All of the names mentioned could definitely do the job. Miguel [Russo] is at Racing at the moment, and he has been doing a good job for a long time now. People have also mentioned [Carlos] Bianchi. The most important thing is to think about the type of team we want and stick to that through thick and thin. That's what we need.
Do you think Spain should be the model for Argentina?
You say that, but then Spain play the way they do because they have a team in their league who play in the same way: Barcelona. And because there are a lot of Barcelona players in the national team, that means that they can. Here it's harder. We've got world-class players who play all over the world and we don't quite manage to give the national team an identity. We need to go into games with the confidence that we can beat any team we come up against.
You were part of the same squad as Lionel Messi in the Copa America 2007. What kind of person is he?
He is exactly how you see him from the outside (smiles). Back then, he was still growing up, albeit at a frightening rate. He's quiet, keeps himself to himself, respectful. I suppose that as the years go by he's gaining in confidence. The thing is, it's difficult because that's his nature. Everybody wants him to be someone different, but that's how he is and you have to respect that.
And what are your hopes for the rest of your career?
I want to see out my contract, and then see how I am physically, whether I want to carry on playing and whether any opportunities come my way. Right now, I feel fine and I'm just training and hoping for the chance to play. If I can continue to do that, then we’ll see about the rest.
You once said that you didn't see yourself as a coach. Is that still the case?

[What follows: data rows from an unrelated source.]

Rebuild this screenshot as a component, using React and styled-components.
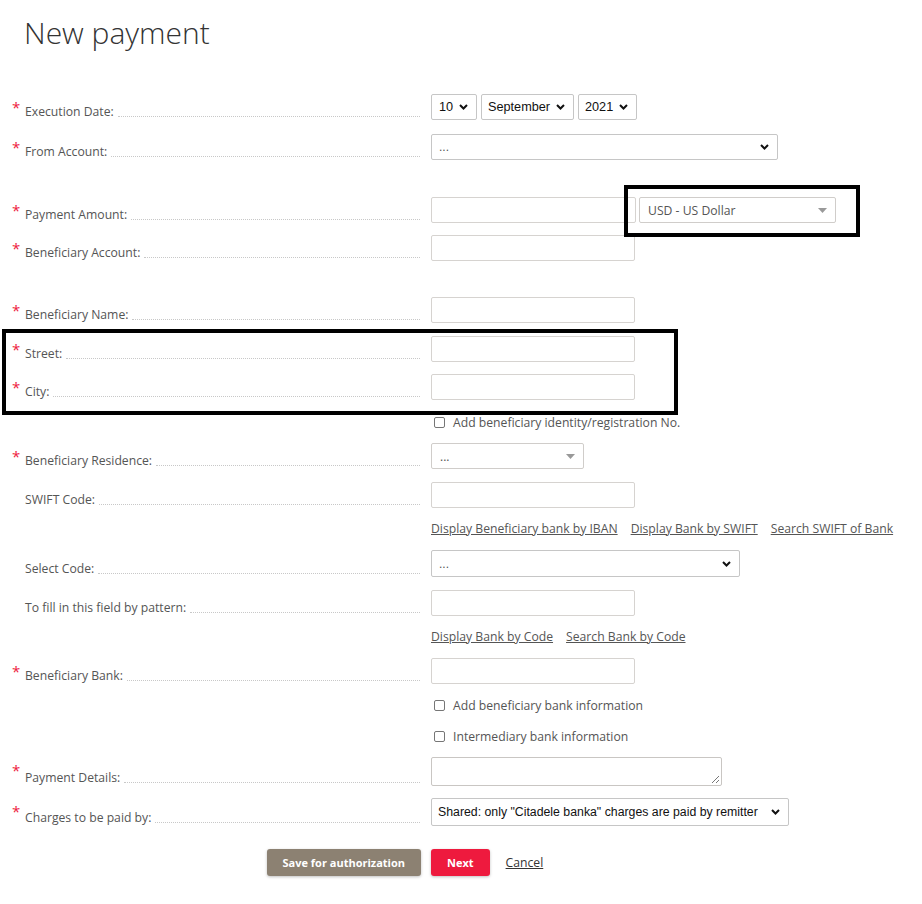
import React from 'react';
import styled, { createGlobalStyle } from 'styled-components';

const GlobalStyle = createGlobalStyle`
    body {
        margin: 0;
        background: #fff;
        font-family: "Open Sans", "Liberation Sans", sans-serif;
        color: #555;
    }
`;

const Page = styled.div`
    position: relative;
    width: 922px;
    min-height: 904px;
    padding-top: 12px;
    box-sizing: border-box;
`;

const Title = styled.h1`
    margin: 0 0 0 24px;
    font-size: 30px;
    font-weight: 300;
    color: #333;
    line-height: 42px;
`;

const Form = styled.div`
    display: flex;
    flex-direction: column;
    margin-top: 40px;
`;

const Row = styled.div`
    display: grid;
    grid-template-columns: 420px 1fr;
    column-gap: 11px;
    margin-top: ${p => p.top}px;
    min-height: ${p => p.h || 26}px;
`;

const LabelCell = styled.div`
    display: flex;
    align-items: flex-end;
    font-size: 12.2px;
    line-height: 17px;
    color: #555;
`;

const Star = styled.span`
    width: 25px;
    padding-left: 12px;
    box-sizing: border-box;
    color: #ee1c3e;
    font-size: 15px;
    line-height: 17px;
    align-self: flex-start;
    margin-top: 5px;
`;

const LabelText = styled.span`
    white-space: nowrap;
`;

const Leader = styled.span`
    flex: 1;
    border-bottom: 1px dotted #c8c8c8;
    margin: 0 0 3px 4px;
`;

const Field = styled.div`
    display: flex;
    align-items: center;
    gap: ${p => p.gap || 4}px;
`;

const TextInput = styled.div`
    width: ${p => p.w || 204}px;
    height: 26px;
    border: 1px solid #d6d3d0;
    border-radius: 2px;
    box-sizing: border-box;
`;

const TextArea = styled.div`
    position: relative;
    width: 291px;
    height: 29px;
    border: 1px solid #c9c6c3;
    border-radius: 2px;
    box-sizing: border-box;
`;

const Grip = styled.svg`
    position: absolute;
    right: 1px;
    bottom: 1px;
`;

const NativeSelect = styled.div`
    display: flex;
    align-items: center;
    justify-content: space-between;
    width: ${p => p.w}px;
    height: ${p => p.h || 26}px;
    padding: 0 7px 0 ${p => p.pl || 7}px;
    border: 1px solid #c6c6c6;
    border-radius: 2px;
    box-sizing: border-box;
    font-family: "Liberation Sans", Arial, sans-serif;
    font-size: ${p => p.fs || 12.7}px;
    color: #111;
    white-space: nowrap;
`;

const CustomSelect = styled.div`
    display: flex;
    align-items: center;
    justify-content: space-between;
    width: ${p => p.w}px;
    height: 26px;
    padding: 0 8px 0 8px;
    border: 1px solid #d0cdca;
    border-radius: 2px;
    box-sizing: border-box;
    font-size: 12.2px;
    color: #555;
`;

const Dots = styled.span`
    font-size: 12px;
    color: #555;
`;

const CheckRow = styled.label`
    display: flex;
    align-items: center;
    gap: 8px;
    padding-left: 3px;
    font-size: 12.2px;
    color: #555;
`;

const Box = styled.span`
    width: 11px;
    height: 11px;
    border: 1px solid #767676;
    border-radius: 2px;
    box-sizing: border-box;
`;

const Links = styled.div`
    display: flex;
    align-items: center;
    gap: 13px;
`;

const Link = styled.a`
    font-size: 12.2px;
    color: #555;
    text-decoration: underline;
    white-space: nowrap;
`;

const Buttons = styled.div`
    display: flex;
    justify-content: flex-end;
`;

const Button = styled.button`
    height: 27px;
    padding: 0 ${p => p.px}px;
    border: none;
    border-radius: 3px;
    background: ${p => p.bg};
    color: #fff;
    font-family: "Open Sans", sans-serif;
    font-weight: 700;
    font-size: 11px;
    box-shadow: 0 1px 3px rgba(0, 0, 0, 0.25);
`;

const Cancel = styled.a`
    margin-left: 12px;
    font-size: 12.2px;
    color: #333;
    text-decoration: underline;
`;

const Highlight = styled.div`
    position: absolute;
    left: ${p => p.x}px;
    top: ${p => p.y}px;
    width: ${p => p.w}px;
    height: ${p => p.h}px;
    border: 4px solid #000;
    box-sizing: border-box;
    pointer-events: none;
`;

const Chevron = () => (
    <svg width="11" height="8" viewBox="0 0 11 8">
        <path d="M2 2 L5.5 5.5 L9 2" fill="none" stroke="#111" strokeWidth="2" />
    </svg>
);

const Caret = () => (
    <svg width="9" height="5" viewBox="0 0 9 5">
        <path d="M0 0 H9 L4.5 5 Z" fill="#999" />
    </svg>
);

const Label = ({ text, req, top, children, h }) => (
    <Row top={top} h={h}>
        <LabelCell>
            <Star>{req ? '*' : ''}</Star>
            <LabelText>{text}</LabelText>
            <Leader />
        </LabelCell>
        {children}
    </Row>
);

const Extra = ({ top, h, children }) => (
    <Row top={top} h={h}>
        <div />
        {children}
    </Row>
);

export default function App() {
    return (
        <Page>
            <GlobalStyle />
            <Title>New payment</Title>
            <Form>
                <Label text="Execution Date:" req top={0}>
                    <Field gap={4}>
                        <NativeSelect w={46} pl={7}>10 <Chevron /></NativeSelect>
                        <NativeSelect w={93} pl={6}>September <Chevron /></NativeSelect>
                        <NativeSelect w={59} pl={6}>2021 <Chevron /></NativeSelect>
                    </Field>
                </Label>
                <Label text="From Account:" req top={14}>
                    <Field>
                        <NativeSelect w={347}><Dots>...</Dots><Chevron /></NativeSelect>
                    </Field>
                </Label>
                <Label text="Payment Amount:" req top={37}>
                    <Field gap={3}>
                        <TextInput w={205} />
                        <CustomSelect w={197}>USD - US Dollar <Caret /></CustomSelect>
                    </Field>
                </Label>
                <Label text="Beneficiary Account:" req top={12}>
                    <Field><TextInput /></Field>
                </Label>
                <Label text="Beneficiary Name:" req top={36}>
                    <Field><TextInput /></Field>
                </Label>
                <Label text="Street:" req top={13}>
                    <Field><TextInput /></Field>
                </Label>
                <Label text="City:" req top={12}>
                    <Field><TextInput /></Field>
                </Label>
                <Extra top={13} h={18}>
                    <CheckRow><Box />Add beneficiary identity/registration No.</CheckRow>
                </Extra>
                <Label text="Beneficiary Residence:" req top={12}>
                    <Field>
                        <CustomSelect w={153}><Dots>...</Dots><Caret /></CustomSelect>
                    </Field>
                </Label>
                <Label text="SWIFT Code:" top={13}>
                    <Field><TextInput /></Field>
                </Label>
                <Extra top={11} h={18}>
                    <Links>
                        <Link>Display Beneficiary bank by IBAN</Link>
                        <Link>Display Bank by SWIFT</Link>
                        <Link>Search SWIFT of Bank</Link>
                    </Links>
                </Extra>
                <Label text="Select Code:" top={13} h={27}>
                    <Field>
                        <NativeSelect w={309} h={27}><Dots>...</Dots><Chevron /></NativeSelect>
                    </Field>
                </Label>
                <Label text="To fill in this field by pattern:" top={13}>
                    <Field><TextInput /></Field>
                </Label>
                <Extra top={11} h={18}>
                    <Links>
                        <Link>Display Bank by Code</Link>
                        <Link>Search Bank by Code</Link>
                    </Links>
                </Extra>
                <Label text="Beneficiary Bank:" req top={13}>
                    <Field><TextInput /></Field>
                </Label>
                <Extra top={12} h={18}>
                    <CheckRow><Box />Add beneficiary bank information</CheckRow>
                </Extra>
                <Extra top={13} h={18}>
                    <CheckRow><Box />Intermediary bank information</CheckRow>
                </Extra>
                <Label text="Payment Details:" req top={12} h={29}>
                    <Field>
                        <TextArea>
                            <Grip width="9" height="9" viewBox="0 0 9 9">
                                <path d="M8 1 L1 8 M8 5 L5 8" stroke="#777" strokeWidth="1" />
                            </Grip>
                        </TextArea>
                    </Field>
                </Label>
                <Label text="Charges to be paid by:" req top={12} h={28}>
                    <Field>
                        <NativeSelect w={358} h={28} pl={6} fs={12.3}>Shared: only "Citadele banka" charges are paid by remitter <Chevron /></NativeSelect>
                    </Field>
                </Label>
                <Row top={23} h={27}>
                    <Buttons>
                        <Button bg="#8c8172" px={16} style={{ marginRight: -1 }}>Save for authorization</Button>
                    </Buttons>
                    <Field gap={0}>
                        <Button bg="#ee1a3e" px={16}>Next</Button>
                        <Cancel>Cancel</Cancel>
                    </Field>
                </Row>
            </Form>
            <Highlight x={624} y={185} w={236} h={52} />
            <Highlight x={2} y={329} w={676} h={86} />
        </Page>
    );
}
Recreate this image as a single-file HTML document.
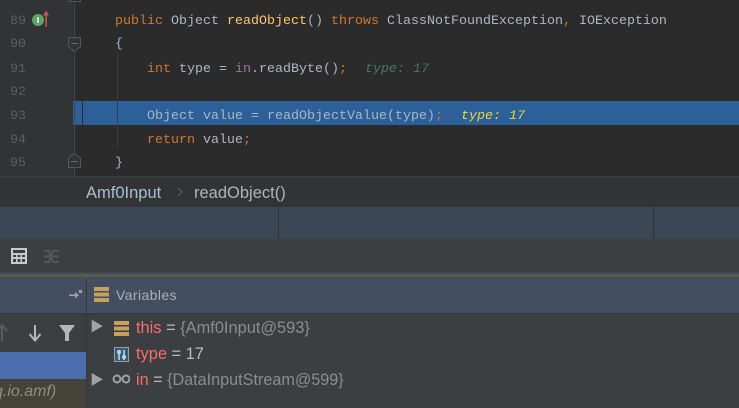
<!DOCTYPE html>
<html>
<head>
<meta charset="utf-8">
<style>
html,body{margin:0;padding:0;background:#2b2b2b;}
#r{position:relative;width:739px;height:408px;overflow:hidden;background:#2b2b2b;}
.a{position:absolute;}
.c{position:absolute;font:13.33px/18px "Liberation Mono",monospace;white-space:pre;color:#a9b7c6;}
.n{position:absolute;left:10px;width:20px;font:13.33px/18px "Liberation Mono",monospace;color:#5c5f62;white-space:pre;}
.k{color:#cc7832}.m{color:#ffc66d}.p{color:#9876aa}
.s{position:absolute;font:16.5px/20px "Liberation Sans",sans-serif;white-space:pre;color:#a9bfd4;}
.t{position:absolute;font:16.4px/20px "Liberation Sans",sans-serif;white-space:pre;color:#bbbbbb;}
.v{color:#ff6b68}.g{color:#8a8d8f}
</style>
</head>
<body>
<div id="r">
<!-- gutter -->
<div class="a" style="left:0;top:0;width:73px;height:177px;background:#313335"></div>
<div class="a" style="left:73px;top:101px;width:666px;height:24px;background:#2d5f99"></div>
<div class="a" style="left:82px;top:101px;width:1px;height:24px;background:#2b2b2b"></div>
<div class="a" style="left:117px;top:54px;width:1px;height:47px;background:#3d3d3d"></div>
<div class="a" style="left:117px;top:101px;width:1px;height:24px;background:#2b3f5c"></div>
<div class="a" style="left:117px;top:125px;width:1px;height:23px;background:#3d3d3d"></div>

<div class="n" style="top:13px">89</div>
<div class="n" style="top:36px">90</div>
<div class="n" style="top:61px">91</div>
<div class="n" style="top:84px">92</div>
<div class="n" style="top:108px">93</div>
<div class="n" style="top:132px">94</div>
<div class="n" style="top:155px">95</div>

<!-- gutter icons -->
<svg class="a" style="left:0;top:0" width="100" height="177">
<path d="M68.5 0V1.5H80.5V0" fill="none" stroke="#4f5153" />
<rect x="74" y="2" width="1" height="35" fill="#45474a"/>
<rect x="74" y="52" width="1" height="103" fill="#45474a"/>
<path d="M68.500 37.500H80.500V46.500L74.500 51.500L68.500 46.500Z" fill="#313335" stroke="#54565a"/>
<rect x="71" y="43" width="7" height="1" fill="#6a6c6e"/>
<path d="M68.500 167.500V158L74.500 153.500L80.500 158V167.500Z" fill="#313335" stroke="#54565a"/>
<rect x="71" y="161" width="7" height="1" fill="#6a6c6e"/>
<rect x="74" y="168" width="1" height="9" fill="#45474a"/>
<circle cx="38" cy="20" r="6" fill="#59a869"/>
<rect x="36.500" y="16" width="3" height="8" rx="1" fill="#6f7f70"/>
<rect x="37" y="17" width="2" height="6" fill="#cfe5d2"/>
<rect x="45.300" y="12" width="1.600" height="15" fill="#c75450"/>
<path d="M43 15.500L46 10.500L49 15.500Z" fill="#c75450"/>
</svg>

<!-- code -->
<div class="c" style="left:115px;top:13px"><span class="k">public</span> Object <span class="m">readObject</span>() <span class="k">throws</span> ClassNotFoundException<span class="k">,</span> IOException</div>
<div class="c" style="left:115px;top:36px">{</div>
<div class="c" style="left:147px;top:61px"><span class="k">int</span> type = <span class="p">in</span>.readByte()<span class="k">;</span></div>
<div class="c" style="left:365px;top:61px"><i style="color:#3e7a63">type: 17</i></div>
<div class="c" style="left:147px;top:108px">Object value = readObjectValue(type)<span class="k">;</span></div>
<div class="c" style="left:461px;top:108px"><i style="color:#e6d93a">type: 17</i></div>
<div class="c" style="left:147px;top:132px"><span class="k">return</span> value<span class="k">;</span></div>
<div class="c" style="left:115px;top:155px">}</div>

<!-- breadcrumbs -->
<div class="a" style="left:0;top:176px;width:739px;height:1px;background:#3a3c3e"></div>
<div class="a" style="left:0;top:177px;width:739px;height:30px;background:#323335"></div>
<div class="s" style="left:86px;top:183px">Amf0Input</div>
<svg class="a" style="left:176px;top:187px" width="8" height="10"><path d="M2 1L6 5L2 9" fill="none" stroke="#5f6265" stroke-width="1"/></svg>
<div class="s" style="left:194px;top:183px;color:#b0b4b8">readObject()</div>

<!-- tab strip -->
<div class="a" style="left:0;top:207px;width:739px;height:32px;background:#3b4754"></div>
<div class="a" style="left:278px;top:207px;width:1px;height:32px;background:#2f3338"></div>
<div class="a" style="left:653px;top:207px;width:1px;height:32px;background:#2f3338"></div>

<!-- toolbar -->
<div class="a" style="left:0;top:239px;width:739px;height:33px;background:#3c3f41"></div>
<svg class="a" style="left:0;top:239px" width="70" height="33">
<rect x="11" y="9" width="16" height="16" fill="#c8cacc"/>
<rect x="13" y="11" width="12" height="3" fill="#3c3f41"/>
<rect x="13" y="16" width="3" height="2" fill="#3c3f41"/><rect x="17.500" y="16" width="3" height="2" fill="#3c3f41"/><rect x="22" y="16" width="3" height="2" fill="#3c3f41"/>
<rect x="13" y="20" width="3" height="3" fill="#3c3f41"/><rect x="17.500" y="20" width="3" height="3" fill="#3c3f41"/><rect x="22" y="20" width="3" height="3" fill="#3c3f41"/>
<path d="M44 12H49L53 23H59M44 23H49L53 12H59M44 17.500H59" fill="none" stroke="#55585a" stroke-width="2"/>
</svg>

<!-- splitter -->
<div class="a" style="left:0;top:272px;width:739px;height:2px;background:#46494b"></div>
<div class="a" style="left:0;top:274px;width:739px;height:3px;background:#525c58"></div>
<div class="a" style="left:0;top:277px;width:739px;height:2px;background:#4b4c4e"></div>

<!-- header -->
<div class="a" style="left:0;top:279px;width:739px;height:34px;background:#434e60"></div>
<div class="a" style="left:0;top:313px;width:739px;height:1px;background:#383b3d"></div>
<svg class="a" style="left:66px;top:285px" width="20" height="20">
<rect x="3" y="9.500" width="9" height="1.500" fill="#a0a4a8"/>
<path d="M9 7L13 10.200L9 13.500Z" fill="#a0a4a8"/>
<rect x="13" y="5" width="3" height="3" fill="#a0a4a8"/>
</svg>
<svg class="a" style="left:94px;top:287px" width="16" height="15">
<rect x="0" y="0" width="15" height="4" fill="#c79f5f"/>
<rect x="0" y="5.500" width="15" height="4" fill="#c79f5f"/>
<rect x="0" y="11" width="15" height="4" fill="#c79f5f"/>
</svg>
<div class="t" style="left:116px;top:285px;font-size:14px;letter-spacing:.4px;color:#a9b0b8">Variables</div>

<!-- tree -->
<div class="a" style="left:87px;top:314px;width:652px;height:94px;background:#3c3f41"></div>
<svg class="a" style="left:88px;top:316px" width="42" height="80">
<path d="M4 5L16 12L4 19Z" transform="translate(0,-1) scale(.92)" fill="#a0a2a4"/>
<path d="M4 57L16 64L4 71Z" transform="translate(0,4.500) scale(.92)" fill="#a0a2a4"/>
<rect x="26" y="5" width="15" height="4" fill="#c79f5f"/>
<rect x="26" y="10.500" width="15" height="4" fill="#c79f5f"/>
<rect x="26" y="16" width="15" height="4" fill="#c79f5f"/>
<rect x="26.500" y="31.500" width="14" height="14" fill="#2f5f7f" stroke="#9a9c9e"/>
<path d="M31 34V44M36 34V44" stroke="#d8dade" stroke-width="1.500"/>
<circle cx="31" cy="36" r="1.500" fill="none" stroke="#d8dade"/>
<circle cx="36" cy="41" r="1.500" fill="none" stroke="#d8dade"/>
<circle cx="29" cy="63" r="3.500" fill="none" stroke="#a0a2a4" stroke-width="2"/>
<circle cx="38" cy="63" r="3.500" fill="none" stroke="#a0a2a4" stroke-width="2"/>
</svg>
<div class="t" style="left:136px;top:318px"><span class="v">this</span> = <span class="g">{Amf0Input@593}</span></div>
<div class="t" style="left:136px;top:344px"><span class="v">type</span> = 17</div>
<div class="t" style="left:136px;top:370px;font-size:16.2px"><span class="v">in</span> = <span class="g">{DataInputStream@599}</span></div>

<!-- frames panel -->
<div class="a" style="left:0;top:314px;width:86px;height:38px;background:#3c3f41"></div>
<svg class="a" style="left:0;top:314px" width="86" height="38">
<path d="M2 27V11M-3 17L2 11L7 17" fill="none" stroke="#595b5d" stroke-width="2"/>
<path d="M35 11V26M29.500 20L35 26.500L40.500 20" fill="none" stroke="#b4b6b8" stroke-width="2"/>
<path d="M59 11H75L69 19V27H65V19Z" fill="#b4b6b8"/>
</svg>
<div class="a" style="left:0;top:352px;width:86px;height:27px;background:#4b6eaf"></div>
<div class="a" style="left:0;top:379px;width:86px;height:29px;background:#45423a"></div>
<div class="a" style="left:-6px;top:382px;width:92px;font:italic 16px/20px 'Liberation Sans',sans-serif;color:#8f8d85;white-space:pre;">q.io.amf)</div>
<div class="a" style="left:86px;top:279px;width:1px;height:129px;background:#34373a"></div>
</div>
</body>
</html>
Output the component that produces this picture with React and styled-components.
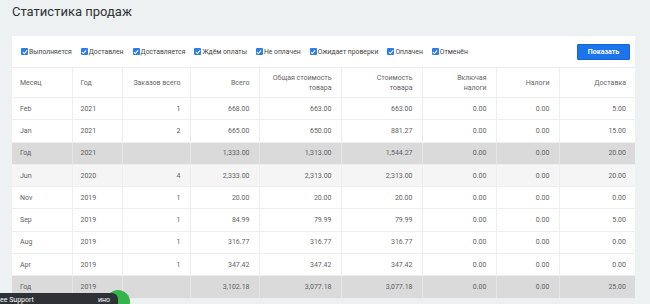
import React from "react";
import styled, { createGlobalStyle } from "styled-components";

const Global = createGlobalStyle`
  html, body { margin: 0; padding: 0; }
  body {
    background: #eef1f2;
    font-family: Roboto, "Noto Sans", "Liberation Sans", sans-serif;
    overflow: hidden;
    height: 304px;
  }
`;

const Page = styled.div`
  padding: 4px 15px 0 12px;
`;

const Title = styled.h1`
  margin: 0;
  height: 32px;
  font-size: 13px;
  font-weight: 400;
  line-height: 16px;
  color: #2f3336;
`;

const Card = styled.div`
  background: #fff;
  width: 623px;
`;

const FilterBar = styled.div`
  display: flex;
  align-items: center;
  height: 32px;
  padding: 0 5px 0 9px;
  border-bottom: 1px solid #ececec;
  box-sizing: border-box;
`;

const Checks = styled.div`
  display: flex;
  align-items: center;
  flex: 1;
`;

const CheckItem = styled.label`
  display: flex;
  align-items: center;
  gap: 1px;
  margin-right: 9px;
  font-size: 6.8px;
  color: #444;
  white-space: nowrap;
`;

const Box = styled.span`
  width: 7px;
  height: 7px;
  border-radius: 1px;
  background: #2d7ee6;
  display: inline-flex;
  align-items: center;
  justify-content: center;
`;

const ShowButton = styled.button`
  width: 53px;
  height: 16px;
  background: #1b74ec;
  border: 1px solid #1565d0;
  border-radius: 1px;
  color: #fff;
  font-family: inherit;
  font-size: 7px;
  font-weight: 700;
  padding: 0;
`;

const Table = styled.table`
  width: 623px;
  border-collapse: collapse;
  table-layout: fixed;
  font-size: 7px;
  color: #5f5f5f;
`;

const Th = styled.th`
  height: 29px;
  padding: 0 9px 0 8px;
  font-weight: 400;
  color: #666;
  line-height: 10px;
  white-space: pre-line;
  text-align: ${(p) => (p.$left ? "left" : "right")};
  border-left: 1px solid #eeeeee;
  border-bottom: 1px solid #eeeeee;
  &:first-child { border-left: none; }
`;

const Tr = styled.tr`
  height: 22.3px;
  background: ${(p) => (p.$total ? "#dadada" : p.$alt ? "#f5f5f5" : "#fff")};
`;

const Td = styled.td`
  padding: 0 9px 0 8px;
  text-align: ${(p) => (p.$left ? "left" : "right")};
  border-left: 1px solid ${(p) => (p.$total ? "#e6e6e6" : "#eeeeee")};
  border-bottom: 1px solid #eeeeee;
  &:first-child { border-left: none; }
`;

const Widget = styled.div`
  position: fixed;
  left: 0;
  bottom: 0;
  width: 130px;
  height: 14px;
`;

const Bubble = styled.span`
  position: absolute;
  left: 106px;
  top: 0;
  width: 24px;
  height: 24px;
  border-radius: 50%;
  background: #34b54a;
`;

const Bar = styled.div`
  position: absolute;
  left: 0;
  top: 3px;
  width: 118px;
  height: 14px;
  background: #2e3236;
  border-radius: 0 6px 0 0;
  display: flex;
  align-items: flex-start;
  justify-content: space-between;
  padding: 3px 8px 0 0;
  box-sizing: border-box;
  font-size: 7px;
  color: #fff;
  overflow: hidden;
`;

const BarText = styled.span`
  white-space: nowrap;
`;

const Check = () => (
  <svg width="6" height="6" viewBox="0 0 10 10">
    <path d="M1.5 5.2 L4 7.6 L8.6 2.4" fill="none" stroke="#fff" strokeWidth="1.8" />
  </svg>
);

const filters = [
  "Выполняется",
  "Доставлен",
  "Доставляется",
  "Ждём оплаты",
  "Не оплачен",
  "Ожидает проверки",
  "Оплачен",
  "Отменён",
];

const cols = [60, 50, 68, 69, 82, 81, 74, 63, 76];

const headers = [
  ["Месяц", true],
  ["Год", true],
  ["Заказов всего"],
  ["Всего"],
  ["Общая стоимость\nтовара"],
  ["Стоимость\nтовара"],
  ["Включая\nналоги"],
  ["Налоги"],
  ["Доставка"],
];

const rows = [
  { c: ["Feb", "2021", "1", "668.00", "663.00", "663.00", "0.00", "0.00", "5.00"] },
  { c: ["Jan", "2021", "2", "665.00", "650.00", "881.27", "0.00", "0.00", "15.00"] },
  { c: ["Год", "2021", "", "1,333.00", "1,313.00", "1,544.27", "0.00", "0.00", "20.00"], total: true },
  { c: ["Jun", "2020", "4", "2,333.00", "2,313.00", "2,313.00", "0.00", "0.00", "20.00"], alt: true },
  { c: ["Nov", "2019", "1", "20.00", "20.00", "20.00", "0.00", "0.00", "0.00"] },
  { c: ["Sep", "2019", "1", "84.99", "79.99", "79.99", "0.00", "0.00", "5.00"] },
  { c: ["Aug", "2019", "1", "316.77", "316.77", "316.77", "0.00", "0.00", "0.00"] },
  { c: ["Apr", "2019", "1", "347.42", "347.42", "347.42", "0.00", "0.00", "0.00"] },
  { c: ["Год", "2019", "", "3,102.18", "3,077.18", "3,077.18", "0.00", "0.00", "25.00"], total: true },
];

export default function App() {
  return (
    <>
      <Global />
      <Page>
        <Title>Статистика продаж</Title>
        <Card>
          <FilterBar>
            <Checks>
              {filters.map((f) => (
                <CheckItem key={f}>
                  <Box>
                    <Check />
                  </Box>
                  {f}
                </CheckItem>
              ))}
            </Checks>
            <ShowButton>Показать</ShowButton>
          </FilterBar>
          <Table>
            <colgroup>
              {cols.map((w, i) => (
                <col key={i} style={{ width: w }} />
              ))}
            </colgroup>
            <thead>
              <tr>
                {headers.map(([h, left]) => (
                  <Th key={h} $left={left}>
                    {h}
                  </Th>
                ))}
              </tr>
            </thead>
            <tbody>
              {rows.map((r, i) => (
                <Tr key={i} $total={r.total} $alt={r.alt}>
                  {r.c.map((v, j) => (
                    <Td key={j} $left={j < 2} $total={r.total}>
                      {v}
                    </Td>
                  ))}
                </Tr>
              ))}
            </tbody>
          </Table>
        </Card>
      </Page>
      <Widget>
        <Bubble />
        <Bar>
          <BarText>ee Support</BarText>
          <span>ино</span>
        </Bar>
      </Widget>
    </>
  );
}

Yes, of course. It's a very difficult job and I just don't think it's for me. I love football, I love playing and thinking about a game from a tactical point of view. But I don't see myself coaching. I haven't been bitten by the bug. In any case, there is plenty of time to think about that in the future. What I do know is that I want to work in football in some capacity. I would love to be able to put all of my experience to use in some way.